Dynasties remember them as double-edged allies — useful in stability, dangerous in unrest.


Relations with Other Sects

  • Shaolin: Sometimes allies in defending the weak, but often at odds — Shaolin accuses Beggars of disorder, Beggars accuse Shaolin of hypocrisy.

  • Wudang: Respectful but distant. Wudang values philosophy, while Beggars value survival. Their alliance is rare, yet strong when formed.

  • Emei: Share compassion for common folk, but clash over discipline. Emei scorns Beggars’ chaos, Beggars mock Emei’s pride.

  • Tangmen: Bitter rivals. Tangmen poisons often kill the poor first; Beggars retaliate by exposing Tangmen contracts or stealing antidotes.

  • Wanderer’s Valley: A strange kinship exists. Both thrive in lawlessness, but Beggars value brotherhood while Wanderers revel in selfish strength. They clash when survival crosses morality.

  • Royal Guards: Eternal enemies. The Guards hunt beggars as spies and rebels; Beggars see them as tyrants in crimson cloaks. Countless duels between bowls and blades have painted palace streets red.

  • Scholar’s Academy: Allies in ink. Scholars provide wisdom; Beggars provide information. Yet the Academy scorns their crudeness, while Beggars mock their arrogance.

Thus, the Beggars’ politics are woven through rivalry, mockery, and reluctant alliances.


The Sect’s Influence in Murim

In Murim councils, the Beggars stand as paradox. They are not respected for refinement, yet none dare ignore them. Their spies move through every sect’s territory; their camps see everything outsiders overlook.

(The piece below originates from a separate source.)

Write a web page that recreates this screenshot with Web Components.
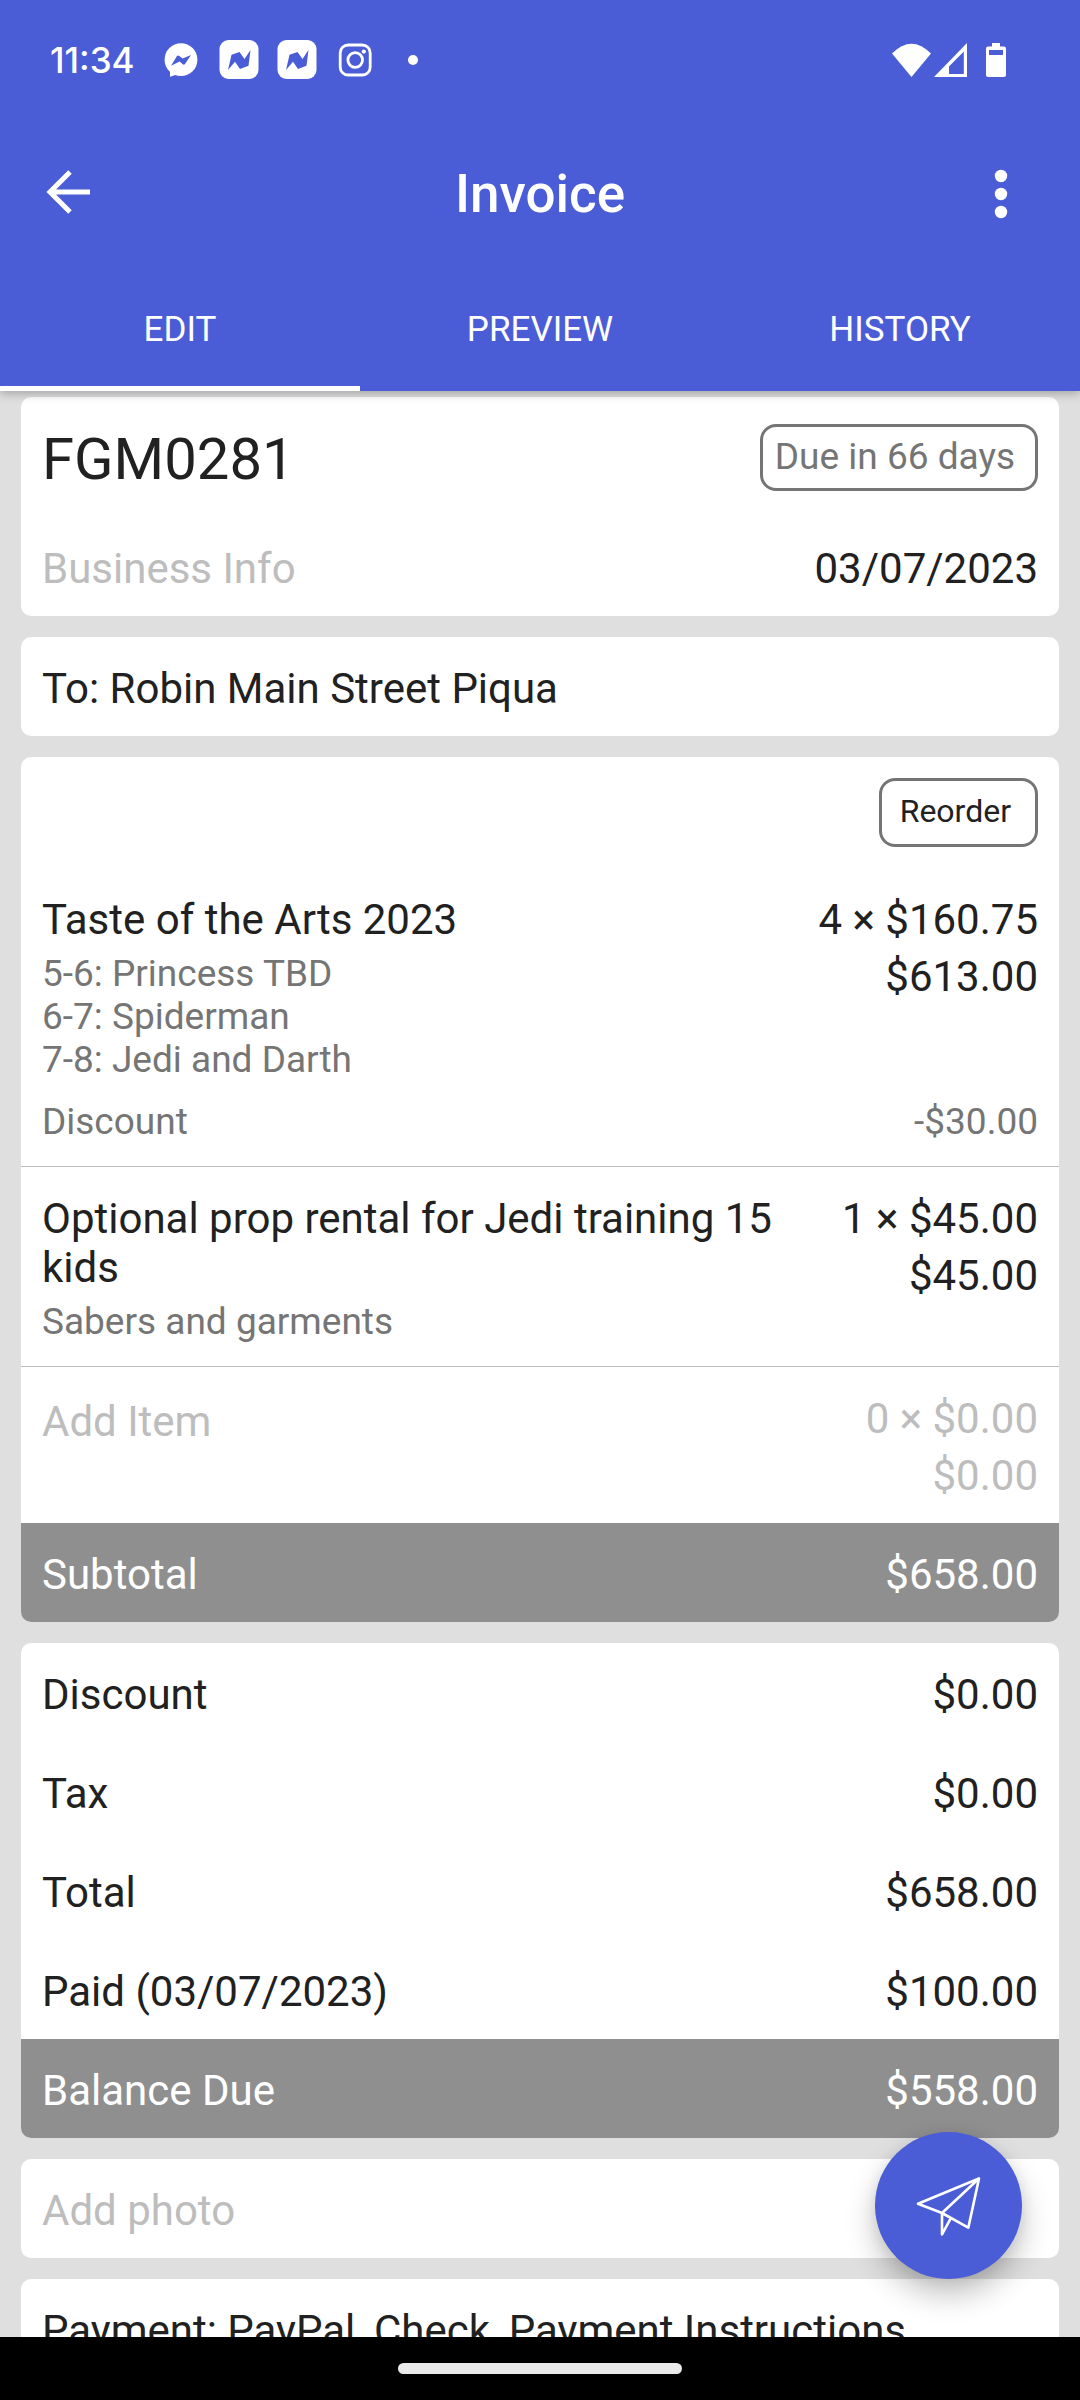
<!DOCTYPE html>
<html lang="en">
<head>
<meta charset="utf-8">
<meta name="viewport" content="width=device-width, initial-scale=1">
<title>Invoice</title>
<style>
  :root {
    --brand: #4a5dd6;
    --page: #dfdfdf;
    --ink: #212121;
    --muted: #757575;
    --hint: #bdbdbd;
    --band: #8f8f8f;
    --pad: 21px;
    --top: 27px;
    --bottom: 23px;
  }
  body {
    margin: 0;
    font-family: Roboto, sans-serif;
    font-size: 42px;
    line-height: 49px;
    color: var(--ink);
    background: var(--page);
  }
</style>
</head>
<body>
<invoice-app>
  <status-bar slot="top" time="11:34"></status-bar>
  <app-bar slot="top" heading="Invoice"></app-bar>
  <tab-strip slot="top" tabs="EDIT,PREVIEW,HISTORY"></tab-strip>

  <info-card>
    <card-row large>
      FGM0281
      <outline-button slot="end" tone="muted">Due in 66 days</outline-button>
    </card-row>
    <card-row>
      <text-button tone="hint">Business Info</text-button>
      <text-button slot="end">03/07/2023</text-button>
    </card-row>
  </info-card>

  <info-card>
    <card-row>To: Robin Main Street Piqua</card-row>
  </info-card>

  <info-card>
    <card-toolbar><outline-button small>Reorder</outline-button></card-toolbar>
    <line-item quantity="4 × $160.75" total="$613.00" discount="-$30.00">
      Taste of the Arts 2023
      <div slot="detail">5-6: Princess TBD</div>
      <div slot="detail">6-7: Spiderman</div>
      <div slot="detail">7-8: Jedi and Darth</div>
    </line-item>
    <line-item divided quantity="1 × $45.00" total="$45.00">
      Optional prop rental for Jedi training 15 kids
      <div slot="detail">Sabers and garments</div>
    </line-item>
    <line-item divided placeholder quantity="0 × $0.00" total="$0.00">
      <text-button tone="hint">Add Item</text-button>
    </line-item>
    <card-row band>Subtotal<span slot="end">$658.00</span></card-row>
  </info-card>

  <info-card>
    <card-row>Discount<span slot="end">$0.00</span></card-row>
    <card-row>Tax<span slot="end">$0.00</span></card-row>
    <card-row>Total<span slot="end">$658.00</span></card-row>
    <card-row>Paid (03/07/2023)<span slot="end">$100.00</span></card-row>
    <card-row band>Balance Due<span slot="end">$558.00</span></card-row>
  </info-card>

  <info-card>
    <card-row><text-button tone="hint">Add photo</text-button></card-row>
  </info-card>

  <info-card>
    <card-row>Payment: PayPal, Check, Payment Instructions</card-row>
  </info-card>

  <send-button slot="float"></send-button>
  <nav-handle slot="bottom"></nav-handle>
</invoice-app>

<script>
const define = (name, render) => customElements.define(name, class extends HTMLElement {
  connectedCallback() {
    if (!this.shadowRoot) this.attachShadow({ mode: 'open' }).innerHTML = render(this);
  }
});

define('invoice-app', () => `
  <style>
    :host { display: flex; flex-direction: column; height: 100vh; }
    header { background: var(--brand); color: #fff; position: relative; z-index: 1; box-shadow: 0 2px 10px rgba(0,0,0,.3); }
    .body { flex: 1; min-height: 0; position: relative; display: flex; }
    main { flex: 1; overflow: auto; scrollbar-width: none; display: flex; flex-direction: column; gap: var(--pad); padding: 6px var(--pad) var(--pad); }
    ::slotted([slot=float]) { position: absolute; right: 58px; bottom: 58px; }
  </style>
  <header><slot name="top"></slot></header>
  <div class="body"><main><slot></slot></main><slot name="float"></slot></div>
  <slot name="bottom"></slot>`);

define('status-bar', el => `
  <style>
    :host { display: flex; align-items: center; justify-content: space-between; height: 116px; padding: 2px 74px 0 50px; }
    div { display: flex; align-items: center; }
    .left { gap: 18px; }
    time { width: 93px; font-family: Inter, Roboto, sans-serif; font-size: 35px; font-weight: 500; }
    svg { display: block; fill: #fff; }
    .battery { margin-left: 18px; }
  </style>
  <div class="left">
    <time>${el.getAttribute('time')}</time>
    <svg width="40" height="40"><circle cx="20" cy="19.7" r="16.4"/><path d="M9 29v7.8l7-2.2z"/><path fill="#4a5dd6" d="M10 25.7l6-9.6q1-1 2.200-.2l3.500 2.600 8.300-3.500-6 9q-1 1.200-2.300.2l-3-2.700z"/></svg>
    ${`<svg width="40" height="40"><rect x=".5" y="0" width="39" height="39" rx="9"/><path fill="#4a5dd6" d="M9 30l3.500-15.300 8-2.700 5 7 6-9-2 15.700-8.500 3.300-5-7.300z"/></svg>`.repeat(2)}
    <svg width="40" height="40"><g fill="none" stroke="#fff" stroke-width="2.800"><rect x="5.200" y="5" width="30" height="30" rx="8"/><circle cx="20.200" cy="20" r="7.300"/></g><circle cx="28.800" cy="11.600" r="2.100"/></svg>
    <svg width="40" height="40"><circle cx="20" cy="20" r="5"/></svg>
  </div>
  <div>
    <svg width="41" height="36"><path d="M0 11.500Q19.500-8 39 11.500L19.500 35z"/></svg>
    <svg width="35" height="36"><path fill-rule="evenodd" d="M1 35L34 1V35zM16 24.500V32H30.800V9.500z"/></svg>
    <svg class="battery" width="20" height="36"><path fill-rule="evenodd" d="M6 1h8v3.500h4q2 0 2 2V33q0 2-2 2H2q-2 0-2-2V6.500q0-2 2-2h4zM3 8v5h14V8z"/></svg>
  </div>`);

define('app-bar', el => `
  <style>
    :host { display: grid; grid-template-columns: 1fr auto 1fr; align-items: center; height: 147px; padding: 0 42px; }
    h1 { margin: 0; padding-top: 4px; font-size: 53px; line-height: 62px; font-weight: 500; }
    button { border: 0; padding: 0; background: none; justify-self: start; }
    button.more { justify-self: end; }
    svg { display: block; }
  </style>
  <button aria-label="Back"><svg width="74" height="74" fill="none" stroke="#fff" stroke-width="5"><path d="M48 37H9M28 17L8 37l20 20"/></svg></button>
  <h1>${el.getAttribute('heading')}</h1>
  <button class="more" aria-label="More options"><svg width="74" height="74" fill="#fff"><circle cx="37" cy="21" r="6.200"/><circle cx="37" cy="39" r="6.200"/><circle cx="37" cy="57" r="6.200"/></svg></button>`);

define('tab-strip', el => `
  <style>
    :host { display: flex; height: 126px; }
    button { flex: 1; border: 0; padding: 8px 0 0; background: none; color: #fff; font: inherit; font-size: 35px; border-bottom: 5px solid transparent; }
    button[aria-selected=true] { border-color: #fff; }
    nav { display: flex; flex: 1; }
  </style>
  <nav role="tablist">${el.getAttribute('tabs').split(',').map((t, i) =>
    `<button role="tab" aria-selected="${i === 0}">${t}</button>`).join('')}</nav>`);

define('info-card', () => `
  <style>
    :host { display: block; flex: none; background: #fff; border-radius: 10px; overflow: hidden; }
  </style><slot></slot>`);

define('card-row', () => `
  <style>
    :host { display: flex; justify-content: space-between; gap: 42px; padding: var(--top) var(--pad) var(--bottom); }
    :host([large]) { font-size: 58px; line-height: 70px; }
    :host([band]) { background: var(--band); color: #fff; }
  </style>
  <div><slot></slot></div><slot name="end"></slot>`);

define('card-toolbar', () => `
  <style>
    :host { display: flex; justify-content: flex-end; padding: var(--pad); }
  </style><slot></slot>`);

define('text-button', () => `
  <style>
    :host { display: block; }
    :host([tone=hint]) { color: var(--hint); }
    button { display: block; border: 0; padding: 0; background: none; color: inherit; font: inherit; text-align: left; }
  </style><button><slot></slot></button>`);

define('outline-button', () => `
  <style>
    :host { display: block; }
    button { display: block; border: 3px solid var(--muted); border-radius: 16px; padding: 8px 20px 10px 12px; background: none; color: var(--ink); font: inherit; font-size: 37px; line-height: 43px; }
    :host([tone=muted]) button { color: var(--muted); }
    :host([small]) button { font-size: 32px; padding: 9px 24px 11px 18px; }
  </style><button><slot></slot></button>`);

define('line-item', el => `
  <style>
    :host { display: block; padding: var(--top) var(--pad) var(--bottom); }
    :host([divided]) { border-top: 1px solid var(--hint); }
    .row { display: flex; gap: 42px; }
    .name { flex: 1; }
    .amount { display: flex; flex-direction: column; gap: 8px; text-align: right; }
    .detail, .discount { font-size: 37px; line-height: 43px; color: var(--muted); }
    .detail { padding-top: 8px; }
    .discount { display: flex; justify-content: space-between; padding-top: 19px; }
    :host([placeholder]) .amount { color: var(--hint); }
    :host([placeholder]) .name { padding-top: 3px; }
    :host([placeholder]) .detail { display: none; }
  </style>
  <div class="row">
    <div class="name"><slot></slot><div class="detail"><slot name="detail"></slot></div></div>
    <div class="amount"><span>${el.getAttribute('quantity')}</span><span>${el.getAttribute('total')}</span></div>
  </div>
  ${el.hasAttribute('discount') ? `<div class="discount"><span>Discount</span><span>${el.getAttribute('discount')}</span></div>` : ''}`);

define('send-button', () => `
  <style>
    :host { display: block; }
    button { display: block; border: 0; padding: 0; border-radius: 50%; background: var(--brand); box-shadow: 0 16px 30px rgba(0,0,0,.24), 0 2px 14px rgba(0,0,0,.08); }
    svg { display: block; }
  </style>
  <button aria-label="Send"><svg width="147" height="147" fill="none" stroke="#fff" stroke-width="2.600" stroke-linejoin="round" stroke-linecap="round"><path d="M104 46.500L43 71.700 67 81l26.300 14.700zM104 46.500L67 81v21.500l8.700-16.200"/></svg></button>`);

define('nav-handle', () => `
  <style>
    :host { display: flex; justify-content: center; align-items: center; height: 63px; background: #000; }
    div { width: 284px; height: 11px; border-radius: 6px; background: #ebebeb; }
  </style><div></div>`);
</script>
</body>
</html>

They often act as the voice of the common folk, advocating for peasants and laborers ignored by lofty sects.

Some councils despise their presence, dismissing them as rabble. Yet when famine strikes, rebellions rise, or Tangmen poisons spread, it is the Beggars who hold the information and networks needed to act.


Internal Factions

The Beggar’s Sect, vast as it is, holds many voices:

  • The Righteous Bowl: Elders who believe the sect must protect the poor first, politics second.

  • The Hungry Blade: Disciples who use the sect’s chaos as cover for thievery and assassination, arguing that survival justifies all.

  • The Shadowed Tongues: Spymasters who treat information as weapon and coin, trading secrets to dynasties and sects alike for survival.

These factions clash but never splinter, for all are bound by rags and bowls — the shared identity of beggarhood.


Reputation Among the People

To commoners, the Beggar’s Sect are both brothers and rogues. They are admired for sharing food, feared for stirring riots, loved for punishing corrupt officials, and mocked for drunken antics. A folk saying captures it:

“The Shaolin save the soul, the Wudang calm the heart, but the Beggars fill the stomach.”

This reputation ensures that even under persecution, the people shelter them — for the Beggars are not outsiders, but of the people themselves.


Summary:
The political influence of the Beggar’s Sect lies not in armies or palaces, but in streets, bowls, and rags. They are spies, rebels, allies, and agitators, moving unseen yet ever-present. Dynasties fear and use them, sects mock and need them, and the people shelter them as brothers. In Murim, they are the hidden hand — the ragged kings whose throne is the street itself.